Determining whether a rotated log file is a previously read file or not is an extremely hard problem. Doing checksums of the files would solve the problem, but it is rather expensive. The file input implements a far cheaper solution that usually works, but sometimes it will ignore a file it should read and sometime it will re-read a rotated log file.

There are several open issues that discuss use cases it gets wrong and possible solutions. Some of those issues have been open for several years and I do not forsee them getting addressed any time soon.

in prod, I use config file and use nssm to run logstash. I dont use logstash.yml. will this be cause for any duplicates or for reading old files repeatedly.

I do not think so.

in my test environment, whenever I rotate log file, new entry created in sincedb.

In prod, I dont see that way. the log files get rotated daily in past 7 days (we started logstash on 10/11). but we see only two entries like below. in kafka we are seeing still data from 10/12 or 10/13 and we dont recieve latest ones. so not sure how to debug this. we have more than 10 servers where logstash installed and routed to kafka. and in most of the servers we still see 10/13 data being sent and not latest ones.

123456-789-012345 0 0 192463431 1602474319.772 C:/Users/xx.log
123456-888-234567 0 0 12471665 1602834423.076 C:/Users/xx.log

Is it possible that prod has sincedb_clean_after set to a lower value?

To avoid repeatedly reading very old files the ignore_older option might help.

You may be able to filter out old events using something like this. Although I doubt you can prevent the previous day's file being immediately re-read just after rotation.

Thanks. I didnt set sincedb_clean_after in my config. let me check on that.

I wanted to check on the volume where we have 900,000 (900K logs) for 24 hr period spread out in 12 servers where logstash installed in all 12. logstash should be able to handle this volume right.

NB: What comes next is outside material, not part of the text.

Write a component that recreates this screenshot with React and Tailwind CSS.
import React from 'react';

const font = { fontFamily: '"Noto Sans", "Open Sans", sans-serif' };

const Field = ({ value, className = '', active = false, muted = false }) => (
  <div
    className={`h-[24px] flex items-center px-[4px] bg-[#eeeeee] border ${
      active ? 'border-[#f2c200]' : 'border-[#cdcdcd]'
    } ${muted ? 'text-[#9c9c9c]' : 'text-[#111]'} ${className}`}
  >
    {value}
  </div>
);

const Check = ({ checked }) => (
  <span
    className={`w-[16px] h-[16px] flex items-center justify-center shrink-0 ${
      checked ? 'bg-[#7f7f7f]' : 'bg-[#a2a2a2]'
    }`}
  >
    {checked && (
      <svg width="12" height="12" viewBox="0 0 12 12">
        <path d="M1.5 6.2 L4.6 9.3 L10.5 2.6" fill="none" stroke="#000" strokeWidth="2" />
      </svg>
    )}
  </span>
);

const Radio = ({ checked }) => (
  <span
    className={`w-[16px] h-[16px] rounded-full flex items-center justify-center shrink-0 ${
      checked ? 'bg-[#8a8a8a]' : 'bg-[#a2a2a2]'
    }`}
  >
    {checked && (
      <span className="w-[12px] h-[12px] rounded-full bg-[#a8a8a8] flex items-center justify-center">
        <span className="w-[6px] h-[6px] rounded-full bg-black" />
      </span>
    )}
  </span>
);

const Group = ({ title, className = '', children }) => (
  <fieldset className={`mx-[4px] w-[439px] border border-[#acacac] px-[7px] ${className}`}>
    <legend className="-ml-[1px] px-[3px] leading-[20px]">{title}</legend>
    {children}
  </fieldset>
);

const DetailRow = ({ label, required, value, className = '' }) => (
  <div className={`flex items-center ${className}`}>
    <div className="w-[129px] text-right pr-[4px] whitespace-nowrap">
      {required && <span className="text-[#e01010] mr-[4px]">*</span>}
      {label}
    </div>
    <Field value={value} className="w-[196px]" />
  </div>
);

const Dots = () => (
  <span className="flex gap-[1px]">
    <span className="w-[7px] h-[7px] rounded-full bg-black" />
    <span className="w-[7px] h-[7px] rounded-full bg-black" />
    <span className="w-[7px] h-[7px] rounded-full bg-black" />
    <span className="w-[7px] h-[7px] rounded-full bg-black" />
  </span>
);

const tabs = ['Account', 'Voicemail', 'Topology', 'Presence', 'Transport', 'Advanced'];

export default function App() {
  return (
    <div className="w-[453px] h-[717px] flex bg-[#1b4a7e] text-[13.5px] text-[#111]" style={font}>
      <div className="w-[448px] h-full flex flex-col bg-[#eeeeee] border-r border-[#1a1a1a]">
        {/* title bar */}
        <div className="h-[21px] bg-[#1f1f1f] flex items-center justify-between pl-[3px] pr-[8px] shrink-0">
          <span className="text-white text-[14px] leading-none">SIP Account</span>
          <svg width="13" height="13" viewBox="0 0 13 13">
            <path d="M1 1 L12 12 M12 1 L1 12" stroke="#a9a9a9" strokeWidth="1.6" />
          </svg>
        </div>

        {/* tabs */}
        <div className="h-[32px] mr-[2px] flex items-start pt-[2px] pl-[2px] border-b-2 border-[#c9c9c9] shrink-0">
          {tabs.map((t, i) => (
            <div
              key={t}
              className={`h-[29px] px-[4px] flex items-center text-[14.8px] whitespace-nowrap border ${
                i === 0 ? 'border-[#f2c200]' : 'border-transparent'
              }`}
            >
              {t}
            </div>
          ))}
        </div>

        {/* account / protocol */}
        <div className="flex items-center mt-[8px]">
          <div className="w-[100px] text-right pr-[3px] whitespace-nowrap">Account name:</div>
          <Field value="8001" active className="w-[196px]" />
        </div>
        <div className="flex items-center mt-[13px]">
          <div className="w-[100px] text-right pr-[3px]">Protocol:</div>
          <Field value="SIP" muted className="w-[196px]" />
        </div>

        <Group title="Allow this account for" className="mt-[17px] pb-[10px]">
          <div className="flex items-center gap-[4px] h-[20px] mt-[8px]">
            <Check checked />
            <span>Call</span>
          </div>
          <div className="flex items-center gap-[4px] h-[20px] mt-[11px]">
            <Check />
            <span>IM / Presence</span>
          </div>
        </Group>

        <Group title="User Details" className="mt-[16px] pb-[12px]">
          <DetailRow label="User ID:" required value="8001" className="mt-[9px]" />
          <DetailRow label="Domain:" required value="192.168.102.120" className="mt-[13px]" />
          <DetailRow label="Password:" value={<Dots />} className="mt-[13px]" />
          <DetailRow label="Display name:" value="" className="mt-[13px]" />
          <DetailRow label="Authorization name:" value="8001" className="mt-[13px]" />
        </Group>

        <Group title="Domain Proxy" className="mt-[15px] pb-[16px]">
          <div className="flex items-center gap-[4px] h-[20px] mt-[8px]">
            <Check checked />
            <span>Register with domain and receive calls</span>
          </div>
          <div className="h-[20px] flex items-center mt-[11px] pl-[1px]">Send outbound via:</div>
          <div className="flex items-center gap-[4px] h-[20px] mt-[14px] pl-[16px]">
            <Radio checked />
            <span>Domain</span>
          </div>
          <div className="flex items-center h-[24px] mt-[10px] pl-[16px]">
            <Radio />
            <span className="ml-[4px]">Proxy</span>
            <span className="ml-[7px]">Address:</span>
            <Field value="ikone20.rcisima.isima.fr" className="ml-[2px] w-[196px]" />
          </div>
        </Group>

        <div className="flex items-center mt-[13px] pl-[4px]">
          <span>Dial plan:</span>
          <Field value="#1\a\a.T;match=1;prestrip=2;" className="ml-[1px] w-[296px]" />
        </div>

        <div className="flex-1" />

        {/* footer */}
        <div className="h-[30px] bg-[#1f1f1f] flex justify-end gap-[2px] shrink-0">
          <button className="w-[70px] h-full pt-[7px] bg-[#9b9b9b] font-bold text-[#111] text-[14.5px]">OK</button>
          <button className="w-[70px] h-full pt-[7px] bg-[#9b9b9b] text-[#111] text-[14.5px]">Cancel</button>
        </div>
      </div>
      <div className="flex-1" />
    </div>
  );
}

If there are 900,000 files per day across 12 servers that is nearly a file per second. Whether those servers will be able to do that depends on the size of the files, the complexity of the processing, the power of the servers, and the power (mainly CPU and IO) of the systems that the results are sent to.

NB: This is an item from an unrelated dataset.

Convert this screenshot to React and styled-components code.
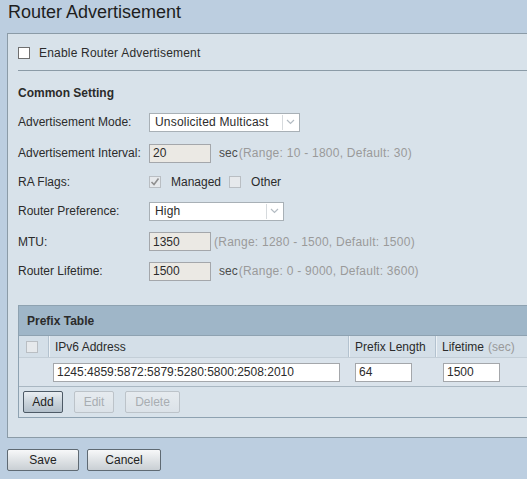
import React from 'react';
import styled, { createGlobalStyle, css } from 'styled-components';

const GlobalStyle = createGlobalStyle`
  body {
    margin: 0;
    background: #bccee0;
    font-family: "Liberation Sans", Arial, sans-serif;
    font-size: 12px;
    color: #2b2b2b;
    overflow: hidden;
  }
`;

const Page = styled.div`
  width: 580px;
  padding-left: 7px;
`;

const Title = styled.h1`
  margin: 0;
  height: 33px;
  padding: 2px 0 0 1px;
  box-sizing: border-box;
  font-size: 18px;
  font-weight: normal;
  color: #1e1e1e;
`;

const Panel = styled.div`
  border: 1px solid #8b9ba7;
  background: #d8e2ea;
  padding: 0 0 19px 10px;
`;

const EnableRow = styled.label`
  display: flex;
  align-items: center;
  gap: 9px;
  height: 37px;
  padding-top: 1px;
  box-sizing: border-box;
  letter-spacing: 0.2px;
  border-bottom: 1px solid #8b9ba7;
`;

const Heading = styled.div`
  font-weight: bold;
  height: 35px;
  padding-top: 15px;
  box-sizing: border-box;
`;

const Row = styled.div`
  display: flex;
  align-items: center;
  height: ${(p) => p.h}px;
`;

const Label = styled.span`
  width: 131px;
  flex: none;
`;

const Box = styled.span`
  width: 12px;
  height: 12px;
  box-sizing: border-box;
  flex: none;
  display: inline-flex;
  align-items: center;
  justify-content: center;
  background: #fff;
  border: 1px solid #6f6f6f;
  ${(p) =>
    p.disabled &&
    css`
      background: #e6e9ec;
      border-color: #b9bec3;
    `}
`;

const Select = styled.div`
  width: ${(p) => p.w}px;
  height: 19px;
  box-sizing: border-box;
  background: #fff;
  border: 1px solid #a8b0b6;
  display: flex;
  align-items: center;
  padding-left: 5px;
  letter-spacing: 0.2px;
  position: relative;
`;

const Arrow = styled.span`
  position: absolute;
  right: 1px;
  top: 1px;
  bottom: 1px;
  width: 15px;
  border-left: 1px solid #d6dadd;
  display: flex;
  align-items: center;
  justify-content: center;
`;

const Input = styled.div`
  width: ${(p) => p.w}px;
  height: 19px;
  box-sizing: border-box;
  border: 1px solid #a4a7ab;
  background: ${(p) => (p.disabled ? '#ebe9e4' : '#fff')};
  display: flex;
  align-items: center;
  padding-left: 3px;
  flex: none;
`;

const Unit = styled.span`
  color: #4c4c4c;
  margin-left: 8px;
`;

const Hint = styled.span`
  color: #9a9a9a;
  letter-spacing: 0.25px;
  margin-left: ${(p) => p.ml || 1}px;
`;

const Flag = styled.span`
  margin: 0 8px 0 10px;
`;

const Table = styled.div`
  margin-top: 20px;
  border: 1px solid #8ea2b1;
  border-right: none;
`;

const TableTitle = styled.div`
  height: 30px;
  background: #9fb6c8;
  display: flex;
  align-items: center;
  padding: 1px 0 0 8px;
  box-sizing: border-box;
  font-weight: bold;
  border-bottom: 1px solid #8ea2b1;
`;

const Cols = styled.div`
  display: grid;
  grid-template-columns: 30px 300px 87px 1fr;
  height: ${(p) => p.h}px;
  background: ${(p) => p.bg};
  border-bottom: 1px solid ${(p) => p.line || '#c3ced7'};
`;

const Cell = styled.div`
  display: flex;
  align-items: center;
  padding-left: ${(p) => p.pl || 6}px;
  ${(p) =>
    p.sep &&
    css`
      border-right: 1px solid #b3c2cf;
      box-shadow: 1px 0 0 #edf2f6;
    `}
`;

const Muted = styled.span`
  color: #9a9a9a;
  margin-left: 4px;
`;

const ButtonRow = styled.div`
  display: flex;
  align-items: center;
  gap: 11px;
  height: 30px;
  padding-left: 4px;
`;

const Button = styled.button`
  font-family: inherit;
  font-size: 12px;
  height: 22px;
  width: ${(p) => p.w}px;
  padding: 0;
  border-radius: 2px;
  border: 1px solid #5f6a73;
  color: #222;
  background: linear-gradient(#f7f8f9, #dde1e4 55%, #c9cfd4);
  ${(p) =>
    p.active &&
    css`
      border-color: #4d5a66;
      background: linear-gradient(#e9eef2, #c8d2da 55%, #b2bfca);
    `}
  ${(p) =>
    p.disabled &&
    css`
      color: #a8adb2;
      border-color: #bcc3c9;
      background: linear-gradient(#e6ebef, #dbe2e8);
    `}
`;

const Footer = styled.div`
  display: flex;
  gap: 8px;
  margin-top: 11px;
`;

const Check = ({ color }) => (
  <svg width="10" height="10" viewBox="0 0 10 10">
    <path d="M1.5 5 L4 7.5 L8.5 1.5" fill="none" stroke={color} strokeWidth="1.6" />
  </svg>
);

const Chevron = () => (
  <svg width="9" height="6" viewBox="0 0 9 6">
    <path d="M1 1 L4.5 4.5 L8 1" fill="none" stroke="#b4bcc3" strokeWidth="1.2" />
  </svg>
);

export default function App() {
  return (
    <Page>
      <GlobalStyle />
      <Title>Router Advertisement</Title>
      <Panel>
        <EnableRow>
          <Box />
          Enable Router Advertisement
        </EnableRow>
        <Heading>Common Setting</Heading>
        <Row h={32}>
          <Label>Advertisement Mode:</Label>
          <Select w={151}>
            Unsolicited Multicast
            <Arrow>
              <Chevron />
            </Arrow>
          </Select>
        </Row>
        <Row h={30}>
          <Label>Advertisement Interval:</Label>
          <Input w={62} disabled>20</Input>
          <Unit>sec</Unit>
          <Hint>(Range: 10 - 1800, Default: 30)</Hint>
        </Row>
        <Row h={28}>
          <Label>RA Flags:</Label>
          <Box disabled>
            <Check color="#8f8f8f" />
          </Box>
          <Flag>Managed</Flag>
          <Box disabled />
          <Flag>Other</Flag>
        </Row>
        <Row h={30}>
          <Label>Router Preference:</Label>
          <Select w={135}>
            High
            <Arrow>
              <Chevron />
            </Arrow>
          </Select>
        </Row>
        <Row h={31}>
          <Label>MTU:</Label>
          <Input w={62} disabled>1350</Input>
          <Hint ml={3}>(Range: 1280 - 1500, Default: 1500)</Hint>
        </Row>
        <Row h={28}>
          <Label>Router Lifetime:</Label>
          <Input w={62} disabled>1500</Input>
          <Unit>sec</Unit>
          <Hint>(Range: 0 - 9000, Default: 3600)</Hint>
        </Row>

        <Table>
          <TableTitle>Prefix Table</TableTitle>
          <Cols h={21} bg="#d4dfe8">
            <Cell sep pl={7}>
              <Box disabled />
            </Cell>
            <Cell sep>IPv6 Address</Cell>
            <Cell sep>Prefix Length</Cell>
            <Cell>
              Lifetime<Muted>(sec)</Muted>
            </Cell>
          </Cols>
          <Cols h={28} bg="#dae3eb" line="#a9b7c2">
            <Cell />
            <Cell pl={4}>
              <Input w={287}>1245:4859:5872:5879:5280:5800:2508:2010</Input>
            </Cell>
            <Cell>
              <Input w={57}>64</Input>
            </Cell>
            <Cell pl={7}>
              <Input w={57}>1500</Input>
            </Cell>
          </Cols>
          <ButtonRow>
            <Button w={40} active>Add</Button>
            <Button w={40} disabled>Edit</Button>
            <Button w={55} disabled>Delete</Button>
          </ButtonRow>
        </Table>
      </Panel>
      <Footer>
        <Button w={72}>Save</Button>
        <Button w={74}>Cancel</Button>
      </Footer>
    </Page>
  );
}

Nobody can answer that question for you. Test and tune...

ok sure - what I meant is 900,000 rows of data/records spread out across all servers and I don't do any processing. just take those records and push it to kafka. Number from all those 10 servers per day might be aound 800k - 900k records.

800,000 records per day would be less than 10 records per second. I would expect even a single small computer to be able to do that.

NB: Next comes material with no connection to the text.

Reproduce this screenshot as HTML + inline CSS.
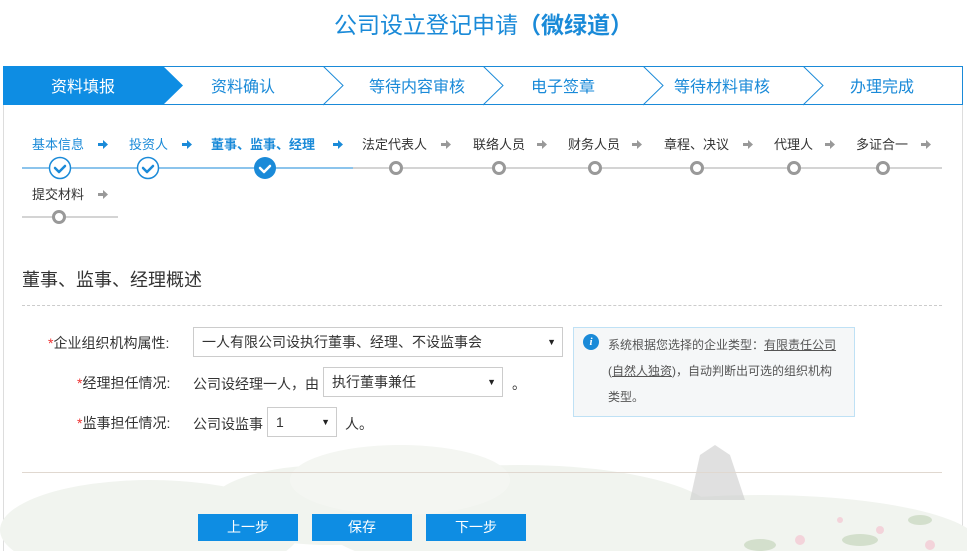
<!DOCTYPE html>
<html><head><meta charset="utf-8"><style>
*{margin:0;padding:0;box-sizing:border-box}
html,body{width:967px;height:551px;overflow:hidden}
body{background:#fff;font-family:"Liberation Sans","Noto Sans CJK SC",sans-serif;position:relative;color:#333}
.a{position:absolute;white-space:nowrap}
.title{left:0;width:967px;top:6px;text-align:center;font-size:23px;color:#1a8ad8}
.sel{border:1px solid #ccc;background:#fff;font-size:14px;padding-left:8px;line-height:28px}
.sel:after{content:"▼";position:absolute;right:6px;font-size:9px;color:#222}
.btn{background:#0e8de3;color:#fff;font-size:14px;text-align:center;line-height:27px;width:100px;height:27px;top:514px}
</style></head><body>
<div class="a" style="left:3px;top:66px;width:1px;height:485px;background:#ddd"></div>
<div class="a" style="left:962px;top:66px;width:1px;height:485px;background:#ddd"></div>
<div class="a title">公司设立登记申请<b>（微绿道）</b></div>
<svg class="a" style="left:3px;top:66px" width="961" height="40">
<rect x="0.5" y="0.5" width="959" height="38" fill="#fff" stroke="#1a8ad8"/>
<polygon points="0,0 160,0 180,19.5 160,39 0,39" fill="#0e8de3"/>
<g fill="none" stroke="#1a8ad8" stroke-width="1"><polyline points="320,0 340,19.5 320,39"/><polyline points="480,0 500,19.5 480,39"/><polyline points="640,0 660,19.5 640,39"/><polyline points="800,0 820,19.5 800,39"/></g>
<g font-size="16" text-anchor="middle" fill="#1a8ad8" font-family="Liberation Sans,Noto Sans CJK SC,sans-serif">
<text x="80" y="26" fill="#fff">资料填报</text><text x="240" y="26">资料确认</text><text x="414" y="26">等待内容审核</text><text x="560" y="26">电子签章</text><text x="719" y="26">等待材料审核</text><text x="879" y="26">办理完成</text></g>
</svg>
<!-- background landscape -->
<svg class="a" style="left:0;top:380px" width="967" height="171">
<g fill="#f1f4ef"><ellipse cx="150" cy="150" rx="150" ry="50"/><ellipse cx="330" cy="125" rx="120" ry="40"/><ellipse cx="520" cy="140" rx="200" ry="55"/><ellipse cx="760" cy="165" rx="220" ry="50"/></g>
<g fill="#f4f6f2"><ellipse cx="400" cy="100" rx="110" ry="35"/></g>
<g fill="#ccc" opacity="0.6"><polygon points="690,120 700,75 715,65 730,75 745,120"/></g>
<g fill="#f3d3da"><circle cx="800" cy="160" r="5"/><circle cx="880" cy="150" r="4"/><circle cx="930" cy="165" r="5"/><circle cx="840" cy="140" r="3"/></g>
<g fill="#d3dfcc"><ellipse cx="860" cy="160" rx="18" ry="6"/><ellipse cx="760" cy="165" rx="16" ry="6"/><ellipse cx="920" cy="140" rx="12" ry="5"/></g>
</svg>
<svg class="a" style="left:0;top:130px" width="967" height="100" font-family="Liberation Sans,Noto Sans CJK SC,sans-serif" font-size="13">
<line x1="22" y1="38" x2="353" y2="38" stroke="#1a8ad8"/><line x1="353" y1="38" x2="942" y2="38" stroke="#aaa"/>
<line x1="22" y1="87" x2="118" y2="87" stroke="#aaa"/>
<g fill="#1a8ad8"><text x="32" y="19">基本信息</text><text x="129" y="19">投资人</text><text x="211" y="19" font-weight="bold">董事、监事、经理</text></g>
<g fill="#333"><text x="362" y="19">法定代表人</text><text x="473" y="19">联络人员</text><text x="568" y="19">财务人员</text><text x="664" y="19">章程、决议</text><text x="774" y="19">代理人</text><text x="856" y="19">多证合一</text><text x="32" y="69">提交材料</text></g>
<g fill="#1a8ad8"><path d="M98 13h5v-3l5 4.5-5 4.5v-3h-5z"/><path d="M182 13h5v-3l5 4.5-5 4.5v-3h-5z"/><path d="M333 13h5v-3l5 4.5-5 4.5v-3h-5z"/></g>
<g fill="#999"><path d="M441 13h5v-3l5 4.5-5 4.5v-3h-5z"/><path d="M537 13h5v-3l5 4.5-5 4.5v-3h-5z"/><path d="M632 13h5v-3l5 4.5-5 4.5v-3h-5z"/><path d="M743 13h5v-3l5 4.5-5 4.5v-3h-5z"/><path d="M825 13h5v-3l5 4.5-5 4.5v-3h-5z"/><path d="M921 13h5v-3l5 4.5-5 4.5v-3h-5z"/><path d="M98 63h5v-3l5 4.5-5 4.5v-3h-5z"/></g>
<g stroke="#1a8ad8" stroke-width="1.5"><circle cx="60" cy="38" r="10.5" fill="#fff"/><circle cx="148" cy="38" r="10.5" fill="#fff"/></g>
<circle cx="265" cy="38" r="11" fill="#1a8ad8"/>
<g fill="none" stroke-width="2.5" stroke-linecap="round" stroke-linejoin="round"><path d="M55 38l4 4 6-6" stroke="#1a8ad8"/><path d="M143 38l4 4 6-6" stroke="#1a8ad8"/><path d="M260 38l4 4 6-6" stroke="#fff"/></g>
<g fill="#fff" stroke="#999" stroke-width="3"><circle cx="396" cy="38" r="5.5"/><circle cx="499" cy="38" r="5.5"/><circle cx="595" cy="38" r="5.5"/><circle cx="697" cy="38" r="5.5"/><circle cx="794" cy="38" r="5.5"/><circle cx="883" cy="38" r="5.5"/><circle cx="59" cy="87" r="5.5"/></g>
</svg>
<div class="a" style="left:22px;top:266px;font-size:18px;color:#333">董事、监事、经理概述</div>
<div class="a" style="left:22px;top:305px;width:920px;border-top:1px dashed #ccc"></div>
<div class="a" style="left:48px;top:333px;font-size:14px"><span style="color:#e33">*</span>企业组织机构属性:</div>
<div class="a sel" style="left:193px;top:327px;width:370px;height:30px">一人有限公司设执行董事、经理、不设监事会</div>
<div class="a" style="left:77px;top:373px;font-size:14px"><span style="color:#e33">*</span>经理担任情况:</div>
<div class="a" style="left:193px;top:374px;font-size:14px">公司设经理一人，由</div>
<div class="a sel" style="left:323px;top:367px;width:180px;height:30px">执行董事兼任</div>
<div class="a" style="left:512px;top:374px;font-size:14px">。</div>
<div class="a" style="left:77px;top:413px;font-size:14px"><span style="color:#e33">*</span>监事担任情况:</div>
<div class="a" style="left:193px;top:414px;font-size:14px">公司设监事</div>
<div class="a sel" style="left:267px;top:407px;width:70px;height:30px">1</div>
<div class="a" style="left:345px;top:414px;font-size:14px">人。</div>
<div class="a" style="left:573px;top:327px;width:282px;height:90px;background:#f5f7f8;border:1px solid #bfe1f5;font-size:12px;line-height:26px;padding:4px 16px 0 34px;white-space:normal;color:#555">系统根据您选择的企业类型：<u>有限责任公司</u>(<u>自然人独资</u>)，自动判断出可选的组织机构类型。</div>
<div class="a" style="left:583px;top:334px;width:16px;height:16px;border-radius:50%;background:#1a8ad8;color:#fff;font-size:11px;font-style:italic;font-weight:bold;text-align:center;line-height:16px;font-family:'Liberation Serif',serif">i</div>
<div class="a" style="left:22px;top:472px;width:920px;border-top:1px solid #e0d8d0"></div>
<div class="a btn" style="left:198px">上一步</div>
<div class="a btn" style="left:312px">保存</div>
<div class="a btn" style="left:426px">下一步</div>
</body></html>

from logstash which is running on 10 servers, I send data to one topic which has 5 partitions. at this point I see only data recieved from 5 servers. even though other 5 servers have data, I dont see it is coming. do I need to have 10 partitions for that one kafka topic.

To test, I run from only one server now. After log rotation, I still see sincedb refers to old inode and I dont see data coming from newly rotated log file.

@Badger - As I explained my issue earlier, I have same inode even after log rotation happens. Issue I see is it reads message from older file and sends data.

so

  1. I stopped logstash
  2. delete sincedb file
  3. added start_position => beginning to config file and started.

Now it started reading from the top. I need to check tonight what happens when log rotation happens.

Also in our connection, we use kafka with kerberos auth. so for every record we get from logs, logstash need to make SASL_SSL connection to kafka. Do you see this as an overhead.

If the same situation arise tonight(reading older files again), do you suggest to get the timestamp(inside the message we have in yyyyxxmm format). Use that and filter the events which are older than 1 day. Data is in csv format. do i need to regex and get the timestamp and process it.